Twenty-seven states sued the EPA over the Clean Power Plan. Virginia, unfortunately, was not one of them. These states, as well as energy and legal experts, argued that the plan overstates the EPA’s regulatory authority under the Clean Air Act and its legality must be settled in federal court before states and utilities are forced to implement it. The Supreme Court agreed.
Virginia should hit pause on its own preparations for the Clean Power Plan and see what the courts decide. While Gov. Terry McAuliffe’s support of the plan is no surprise, Virginia lawmakers should not quietly follow suit.

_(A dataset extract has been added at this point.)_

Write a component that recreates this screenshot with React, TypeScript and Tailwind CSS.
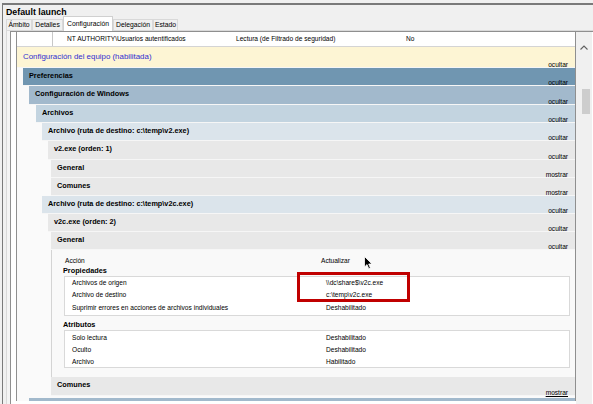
import React from "react";

type HProps = {
  title: string;
  link: string;
  bg: string;
  h?: string;
  underline?: boolean;
};

function Header({ title, link, bg, h = "h-[18px]", underline }: HProps) {
  return (
    <div className={`flex justify-between border-b border-[#f6f6f6] ${bg} ${h}`}>
      <span className="whitespace-nowrap pl-[6px] pt-[4px] text-[7.3px] font-bold leading-[8px]">{title}</span>
      <span className={`-mb-[2px] self-end pr-[7px] text-[6.6px] leading-[8px] ${underline ? "underline" : ""}`}>{link}</span>
    </div>
  );
}

function Tab({ label, w, active }: { label: string; w: string; active?: boolean }) {
  return active ? (
    <div className={`relative z-10 -mb-[1px] flex h-[15px] items-center justify-center border border-b-0 border-[#d0d0d0] bg-white text-[6.8px] leading-[9px] ${w}`}>
      {label}
    </div>
  ) : (
    <div className={`flex h-[11px] items-center justify-center border border-b-0 border-[#d9d9d9] bg-[#f0f0f0] text-[6.8px] leading-[9px] ${w}`}>
      {label}
    </div>
  );
}

function Chevron({ up }: { up?: boolean }) {
  return (
    <svg width="8" height="5" viewBox="0 0 8 5">
      <polyline
        points={up ? "0.5,4.5 4,1 7.5,4.5" : "0.5,0.5 4,4 7.5,0.5"}
        fill="none"
        stroke="#606060"
        strokeWidth="1.1"
      />
    </svg>
  );
}

export default function App() {
  return (
    <div className="h-[404px] w-[593px] overflow-hidden bg-[#f0f0f0] pl-[2px] pt-[3px] font-['Liberation_Sans',Arial,sans-serif] text-black">
      <div className="flex h-full flex-col border-l border-t-2 border-[#7a7a7a]">
        <div className="h-[13px] pl-[3px] pt-[1.5px] text-[8.8px] font-bold leading-[10px]">Default launch</div>
        <div className="flex h-[13px] items-end pl-[3px]">
          <Tab label="Ámbito" w="w-[26px]" />
          <Tab label="Detalles" w="w-[31px]" />
          <Tab label="Configuración" w="w-[50px]" active />
          <Tab label="Delegación" w="w-[40px]" />
          <Tab label="Estado" w="w-[25px]" />
        </div>
        <div className="ml-[3px] flex flex-1 flex-col border-l border-t border-[#d9d9d9] bg-[#f4f4f4]">
          <div className="ml-[3px] flex flex-1 border-l border-t border-[#8f8f8f] bg-white pl-[5px]">
            <div className="h-[369px] w-[560px] overflow-hidden border-l border-r border-[#8f8f8f] bg-[#fafafa]">
              {/* tail of a table row */}
              <div className="flex h-[15px] items-center border-b border-[#d4d4d4] bg-white text-[6.6px] leading-[9px]">
                <div className="h-full w-[36px] border-r border-[#c8c8c8]" />
                <span className="w-[183px] whitespace-nowrap pl-[14px]">NT AUTHORITY\Usuarios autentificados</span>
                <span className="w-[170px] whitespace-nowrap">Lectura (de Filtrado de seguridad)</span>
                <span>No</span>
              </div>
              {/* computer configuration */}
              <div className="flex h-[21px] justify-between border-b border-[#f6f6f6] bg-[#fdf5d4]">
                <span className="whitespace-nowrap pl-[6px] pt-[5.5px] text-[7.9px] leading-[9px] text-[#2f2fd0]">
                  Configuración del equipo (habilitada)
                </span>
                <span className="-mb-[2px] self-end pr-[7px] text-[6.6px] leading-[8px]">ocultar</span>
              </div>
              <div className="pl-[6px]">
                <Header title="Preferencias" link="ocultar" bg="bg-[#7096b1]" />
                <div className="pl-[6px]">
                  <Header title="Configuración de Windows" link="ocultar" bg="bg-[#a2b9cc]" h="h-[19px]" />
                  <div className="pl-[7px]">
                    <Header title="Archivos" link="ocultar" bg="bg-[#c3d4e0]" />
                    <div className="pl-[6px]">
                      <Header title="Archivo (ruta de destino: c:\temp\v2.exe)" link="ocultar" bg="bg-[#dbe4eb]" />
                      <div className="pl-[6px]">
                        <Header title="v2.exe (orden: 1)" link="ocultar" bg="bg-[#e8e8e8]" h="h-[19px]" />
                        <div className="pl-[3px]">
                          <Header title="General" link="mostrar" bg="bg-[#e8e8e8]" />
                          <Header title="Comunes" link="mostrar" bg="bg-[#e8e8e8]" />
                        </div>
                      </div>
                      <Header title="Archivo (ruta de destino: c:\temp\v2c.exe)" link="ocultar" bg="bg-[#dbe4eb]" />
                      <div className="pl-[6px]">
                        <Header title="v2c.exe (orden: 2)" link="ocultar" bg="bg-[#e8e8e8]" />
                        <div className="pl-[3px]">
                          <Header title="General" link="ocultar" bg="bg-[#e8e8e8]" />
                          <div className="relative h-[127px] border-l border-[#d4d4d4] bg-[#f9f9f9] pr-[5px] pt-[5px]">
                            <div className="grid grid-cols-[256px_1fr] pl-[13px] text-[6.6px] leading-[11px]">
                              <span>Acción</span>
                              <span>Actualizar</span>
                            </div>
                            <div className="pl-[11px] text-[7.3px] font-bold leading-[10px]">Propiedades</div>
                            <div className="ml-[12px] h-[40px] border border-[#d9d9d9] bg-white pl-[7px] text-[6.6px] leading-[12.5px]">
                              <div className="grid grid-cols-[254px_1fr]">
                                <span>Archivos de origen</span>
                                <span>\\dc\share$\v2c.exe</span>
                                <span>Archivo de destino</span>
                                <span>c:\temp\v2c.exe</span>
                                <span>Suprimir errores en acciones de archivos individuales</span>
                                <span>Deshabilitado</span>
                              </div>
                            </div>
                            <div className="mt-[4px] pl-[11px] text-[7.3px] font-bold leading-[10px]">Atributos</div>
                            <div className="ml-[12px] h-[38px] border border-[#d9d9d9] bg-white pl-[7px] pt-[1px] text-[6.6px] leading-[12px]">
                              <div className="grid grid-cols-[254px_1fr]">
                                <span>Solo lectura</span>
                                <span>Deshabilitado</span>
                                <span>Oculto</span>
                                <span>Deshabilitado</span>
                                <span>Archivo</span>
                                <span>Habilitado</span>
                              </div>
                            </div>
                            {/* highlight box */}
                            <div className="absolute left-[245px] top-[22px] h-[30px] w-[113px] border-[3px] border-[#c00000]" />
                            {/* mouse cursor */}
                            <svg className="absolute left-[312px] top-[6px]" width="9" height="14" viewBox="0 0 9 14">
                              <path d="M0.5 0.5 L0.5 11 L3 8.6 L4.8 12.8 L6.4 12.1 L4.7 8 L8 8 Z" fill="#000" stroke="#fff" strokeWidth="0.8" />
                            </svg>
                          </div>
                          <Header title="Comunes" link="mostrar" bg="bg-[#e8e8e8]" h="h-[19px]" underline />
                        </div>
                      </div>
                    </div>
                  </div>
                  <div className="mt-[2px]">
                    <Header title="" link="" bg="bg-[#a2b9cc]" />
                  </div>
                </div>
              </div>
            </div>
            {/* scrollbar */}
            <div className="flex w-[16px] flex-col bg-[#f0f0f0]">
              <div className="h-[8px]" />
              <div className="flex h-[16px] items-center justify-center">
                <Chevron up />
              </div>
              <div className="h-[33px]" />
              <div className="ml-[6px] h-[25px] w-[8px] bg-[#cdcdcd]" />
              <div className="h-[298px]" />
              <div className="flex h-[16px] items-center justify-center">
                <Chevron />
              </div>
            </div>
          </div>
        </div>
      </div>
    </div>
  );
}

The plan, if implemented, could send electricity prices soaring. National Economic Research Associates, a leading economic consulting firm, calculated that the plan would drive up electricity prices for Virginia consumers by 13 percent, on average, each year between 2022 and 2033. The peak-year Virginia electricity price increase could be as much as 18 percent. Virginia would join 40 other states in seeing double-digit electricity price increases. The total costs nationally to consumers to comply with the plan could total nearly $300 billion from 2022 to 2033.
Why the jump in electricity prices and the huge cost to consumers? The simple answer is that the Clean Power Plan forces states and utilities to abandon their most affordable source of electricity—coal-generated power—in favor of more expensive alternatives, many of which simply can’t compete in the marketplace without generous taxpayer subsidies.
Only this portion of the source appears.